18 May 2017 --- Six years into its ambitious Unilever Sustainable Living Plan, the company have announced its progress in building its ‘Sustainable Living brands’ as they drive value and growth for the business.
All of Unilever’s brands are on a journey towards reducing their environmental footprint and increasing their positive social impact. Sustainable Living brands are those that are furthest ahead – they combine a strong social or environmental purpose, with products which contribute to achieving the Unilever Sustainable Living Plan goals.
•Sustainable Living brands grew over 50% faster than the rest of the business
•Delivered more than 60% of Unilever’s growth in 2016
•18 Sustainable Living brands in the top 40 Unilever brands, up from 12 in 2015
•Continued consumer demand driving brands with purpose
•While many continue to join Unilever in efforts to build brands with purpose and sustainability at their core, Unilever’s Sustainable Living brands delivered over 60% of the company’s total growth, up from 46% last year, and grew more than 50% faster than the rest of the business in 2016.
These findings were shared with leaders from industry, government and academia gathered at Unilever’s London headquarters, to review progress on the sixth year of the Unilever Sustainable Living Plan.
Unilever’s brands continue to lead the way on sustainable living, such as Lifebuoy, Ben & Jerry’s, Dove and Hellmann’s, achieving above average growth, with high single and double digit sales over the past six years. Brands such as Axe, Brooke Bond tea and Surf also join the growing list of Unilever’s Sustainable Living brands with purpose at their core.
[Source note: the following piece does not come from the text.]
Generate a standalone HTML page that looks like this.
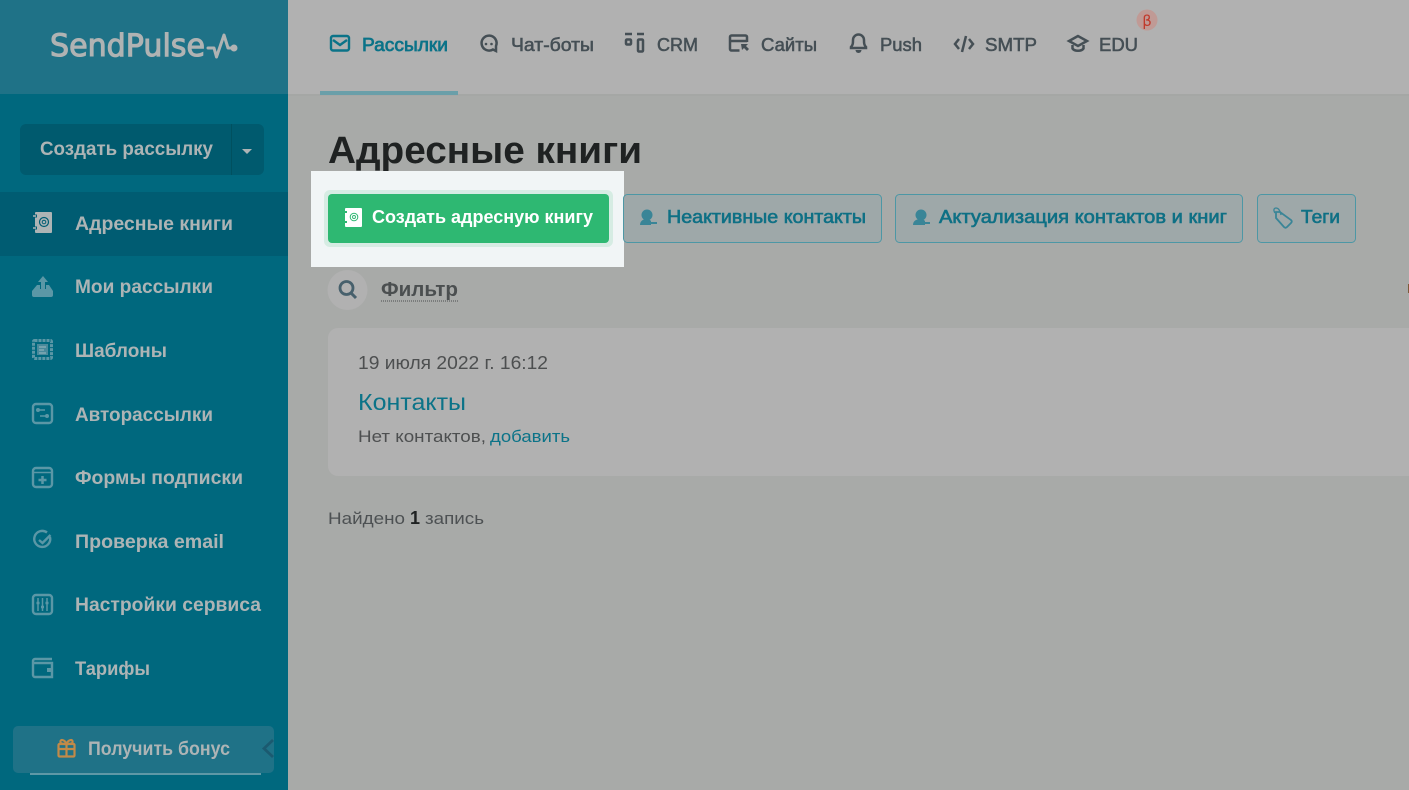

Paul Polman, Unilever CEO, said: “We have made great progress. Our results show that sustainability is good for business, with increasing evidence that our ‘sustainable living brands’ do better.
“There is no doubt that the Unilever Sustainable Living Plan is making us more competitive by helping us to build our brands and spur innovation, strengthen our supply chain and reduce our risks, lower our costs, and build trust in our business. It is helping Unilever to serve society and our many consumers, and in doing so, create value for shareholders.
“By continuing to work with others, we hope to mobilise a new kind of growth, one that taps into the economic opportunities that the Sustainable Development Goals present.”
As part of the efforts to scale up and progress its commitments on sustainable living, Unilever commissioned consumer research to help gain a better understanding of some of the issues that are driving people’s purchasing habits and behaviour. The research showed that over half of all consumers already buy or want to buy sustainably. One in three (33%) already purchase products with sustainability in mind, and a further 21% do not currently but would like to.
A new entrant to the Sustainable Living brands’ list is Sunlight, part of Unilever’s global Surf brand. Sunlight has made a big impact in South Africa with its new handwashing laundry powder, which uses ground-breaking SmartFoam technology to break down suds faster. In drought-affected South Africa, where women still do the majority of laundry by hand, halving the number of rinses required to wash laundry has made a real difference by liberating women’s time as well as saving water – delivering a 2.6% increase in market share in 2016.
The Company confirmed that it is on track to meet most of the 50+ targets set out in the Unilever Sustainable Living Plan. It announced it had avoided costs of over €700million through eco-efficiency measures in its factories since 2008, of which its waste programme had contributed to cost avoidance of around €250million. At the same time, Unilever has reduced risk exposure by increasing use of renewable energy in its manufacturing sites to 31.6%, and continuing to source over 50% of its agricultural raw materials sustainably by end 2016.
Unilever is committed to working to bring about transformational change throughout the whole value chain and to developing further its portfolio of Sustainable Living brands in a way that meets the needs of consumers. A detailed report on the progress made against the targets set out in the Unilever Sustainable Living Plan and Unilever’s approach to transformational change is available online.